### Goal of the exercise
Each line below should be reproduced without any alteration.

### Material
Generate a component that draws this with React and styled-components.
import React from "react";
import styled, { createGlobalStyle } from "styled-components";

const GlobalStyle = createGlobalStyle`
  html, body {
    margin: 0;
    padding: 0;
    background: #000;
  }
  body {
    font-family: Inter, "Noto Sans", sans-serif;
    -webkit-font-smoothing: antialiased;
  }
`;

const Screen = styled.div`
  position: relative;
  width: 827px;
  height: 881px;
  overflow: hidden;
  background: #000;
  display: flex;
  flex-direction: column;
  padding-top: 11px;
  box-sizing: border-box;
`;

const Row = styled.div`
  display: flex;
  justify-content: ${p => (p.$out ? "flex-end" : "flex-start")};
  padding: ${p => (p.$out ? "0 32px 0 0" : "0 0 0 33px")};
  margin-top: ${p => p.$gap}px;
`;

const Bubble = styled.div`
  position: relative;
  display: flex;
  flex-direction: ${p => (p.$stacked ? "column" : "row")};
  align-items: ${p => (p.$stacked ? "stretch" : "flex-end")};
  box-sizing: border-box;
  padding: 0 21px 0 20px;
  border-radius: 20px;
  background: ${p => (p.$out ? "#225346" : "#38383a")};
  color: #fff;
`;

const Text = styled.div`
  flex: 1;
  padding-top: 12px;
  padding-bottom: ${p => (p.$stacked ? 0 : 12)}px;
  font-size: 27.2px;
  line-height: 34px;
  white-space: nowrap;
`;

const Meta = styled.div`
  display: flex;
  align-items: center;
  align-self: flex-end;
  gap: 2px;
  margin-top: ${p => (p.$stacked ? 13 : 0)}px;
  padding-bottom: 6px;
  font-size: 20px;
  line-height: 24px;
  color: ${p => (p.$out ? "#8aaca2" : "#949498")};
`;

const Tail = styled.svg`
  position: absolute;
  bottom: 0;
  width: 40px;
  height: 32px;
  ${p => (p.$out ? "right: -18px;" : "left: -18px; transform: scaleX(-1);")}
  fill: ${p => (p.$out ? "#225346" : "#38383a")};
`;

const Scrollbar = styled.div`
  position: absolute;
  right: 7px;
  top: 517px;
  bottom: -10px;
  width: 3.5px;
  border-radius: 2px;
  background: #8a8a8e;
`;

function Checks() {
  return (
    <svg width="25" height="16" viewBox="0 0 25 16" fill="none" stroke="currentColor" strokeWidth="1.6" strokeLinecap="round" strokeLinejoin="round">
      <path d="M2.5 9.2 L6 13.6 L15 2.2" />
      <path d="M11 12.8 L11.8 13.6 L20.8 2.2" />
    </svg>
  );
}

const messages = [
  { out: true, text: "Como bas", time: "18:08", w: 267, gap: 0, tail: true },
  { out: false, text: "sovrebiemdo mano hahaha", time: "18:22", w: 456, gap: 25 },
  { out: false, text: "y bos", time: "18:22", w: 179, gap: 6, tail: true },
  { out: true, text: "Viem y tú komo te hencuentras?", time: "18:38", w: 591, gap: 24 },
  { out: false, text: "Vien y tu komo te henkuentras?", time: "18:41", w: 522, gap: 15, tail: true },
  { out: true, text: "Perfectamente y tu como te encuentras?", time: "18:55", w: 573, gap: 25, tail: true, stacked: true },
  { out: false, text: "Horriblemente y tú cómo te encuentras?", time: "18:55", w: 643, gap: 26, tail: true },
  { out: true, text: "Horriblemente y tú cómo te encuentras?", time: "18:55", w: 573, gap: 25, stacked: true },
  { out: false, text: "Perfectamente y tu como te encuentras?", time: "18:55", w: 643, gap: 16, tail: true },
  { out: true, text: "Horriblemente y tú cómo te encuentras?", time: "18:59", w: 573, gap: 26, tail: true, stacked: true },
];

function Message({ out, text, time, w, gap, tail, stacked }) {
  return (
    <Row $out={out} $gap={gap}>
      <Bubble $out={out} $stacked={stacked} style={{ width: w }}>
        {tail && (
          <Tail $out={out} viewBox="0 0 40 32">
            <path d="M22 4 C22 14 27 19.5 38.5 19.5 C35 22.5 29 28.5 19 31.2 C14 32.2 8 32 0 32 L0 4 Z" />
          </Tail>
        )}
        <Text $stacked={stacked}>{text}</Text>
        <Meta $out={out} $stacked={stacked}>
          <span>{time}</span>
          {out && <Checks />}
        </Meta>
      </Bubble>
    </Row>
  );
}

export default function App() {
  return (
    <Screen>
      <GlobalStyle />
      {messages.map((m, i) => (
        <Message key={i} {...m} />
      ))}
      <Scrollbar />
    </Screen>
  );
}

### Solution
Generate a component that draws this with React and styled-components.
import React from "react";
import styled, { createGlobalStyle } from "styled-components";

const GlobalStyle = createGlobalStyle`
  html, body {
    margin: 0;
    padding: 0;
    background: #000;
  }
  body {
    font-family: Inter, "Noto Sans", sans-serif;
    -webkit-font-smoothing: antialiased;
  }
`;

const Screen = styled.div`
  position: relative;
  width: 827px;
  height: 881px;
  overflow: hidden;
  background: #000;
  display: flex;
  flex-direction: column;
  padding-top: 11px;
  box-sizing: border-box;
`;

const Row = styled.div`
  display: flex;
  justify-content: ${p => (p.$out ? "flex-end" : "flex-start")};
  padding: ${p => (p.$out ? "0 32px 0 0" : "0 0 0 33px")};
  margin-top: ${p => p.$gap}px;
`;

const Bubble = styled.div`
  position: relative;
  display: flex;
  flex-direction: ${p => (p.$stacked ? "column" : "row")};
  align-items: ${p => (p.$stacked ? "stretch" : "flex-end")};
  box-sizing: border-box;
  padding: 0 21px 0 20px;
  border-radius: 20px;
  background: ${p => (p.$out ? "#225346" : "#38383a")};
  color: #fff;
`;

const Text = styled.div`
  flex: 1;
  padding-top: 12px;
  padding-bottom: ${p => (p.$stacked ? 0 : 12)}px;
  font-size: 27.2px;
  line-height: 34px;
  white-space: nowrap;
`;

const Meta = styled.div`
  display: flex;
  align-items: center;
  align-self: flex-end;
  gap: 2px;
  margin-top: ${p => (p.$stacked ? 13 : 0)}px;
  padding-bottom: 6px;
  font-size: 20px;
  line-height: 24px;
  color: ${p => (p.$out ? "#8aaca2" : "#949498")};
`;

const Tail = styled.svg`
  position: absolute;
  bottom: 0;
  width: 40px;
  height: 32px;
  ${p => (p.$out ? "right: -18px;" : "left: -18px; transform: scaleX(-1);")}
  fill: ${p => (p.$out ? "#225346" : "#38383a")};
`;

const Scrollbar = styled.div`
  position: absolute;
  right: 7px;
  top: 517px;
  bottom: -10px;
  width: 3.5px;
  border-radius: 2px;
  background: #8a8a8e;
`;

function Checks() {
  return (
    <svg width="25" height="16" viewBox="0 0 25 16" fill="none" stroke="currentColor" strokeWidth="1.6" strokeLinecap="round" strokeLinejoin="round">
      <path d="M2.5 9.2 L6 13.6 L15 2.2" />
      <path d="M11 12.8 L11.8 13.6 L20.8 2.2" />
    </svg>
  );
}

const messages = [
  { out: true, text: "Como bas", time: "18:08", w: 267, gap: 0, tail: true },
  { out: false, text: "sovrebiemdo mano hahaha", time: "18:22", w: 456, gap: 25 },
  { out: false, text: "y bos", time: "18:22", w: 179, gap: 6, tail: true },
  { out: true, text: "Viem y tú komo te hencuentras?", time: "18:38", w: 591, gap: 24 },
  { out: false, text: "Vien y tu komo te henkuentras?", time: "18:41", w: 522, gap: 15, tail: true },
  { out: true, text: "Perfectamente y tu como te encuentras?", time: "18:55", w: 573, gap: 25, tail: true, stacked: true },
  { out: false, text: "Horriblemente y tú cómo te encuentras?", time: "18:55", w: 643, gap: 26, tail: true },
  { out: true, text: "Horriblemente y tú cómo te encuentras?", time: "18:55", w: 573, gap: 25, stacked: true },
  { out: false, text: "Perfectamente y tu como te encuentras?", time: "18:55", w: 643, gap: 16, tail: true },
  { out: true, text: "Horriblemente y tú cómo te encuentras?", time: "18:59", w: 573, gap: 26, tail: true, stacked: true },
];

function Message({ out, text, time, w, gap, tail, stacked }) {
  return (
    <Row $out={out} $gap={gap}>
      <Bubble $out={out} $stacked={stacked} style={{ width: w }}>
        {tail && (
          <Tail $out={out} viewBox="0 0 40 32">
            <path d="M22 4 C22 14 27 19.5 38.5 19.5 C35 22.5 29 28.5 19 31.2 C14 32.2 8 32 0 32 L0 4 Z" />
          </Tail>
        )}
        <Text $stacked={stacked}>{text}</Text>
        <Meta $out={out} $stacked={stacked}>
          <span>{time}</span>
          {out && <Checks />}
        </Meta>
      </Bubble>
    </Row>
  );
}

export default function App() {
  return (
    <Screen>
      <GlobalStyle />
      {messages.map((m, i) => (
        <Message key={i} {...m} />
      ))}
      <Scrollbar />
    </Screen>
  );
}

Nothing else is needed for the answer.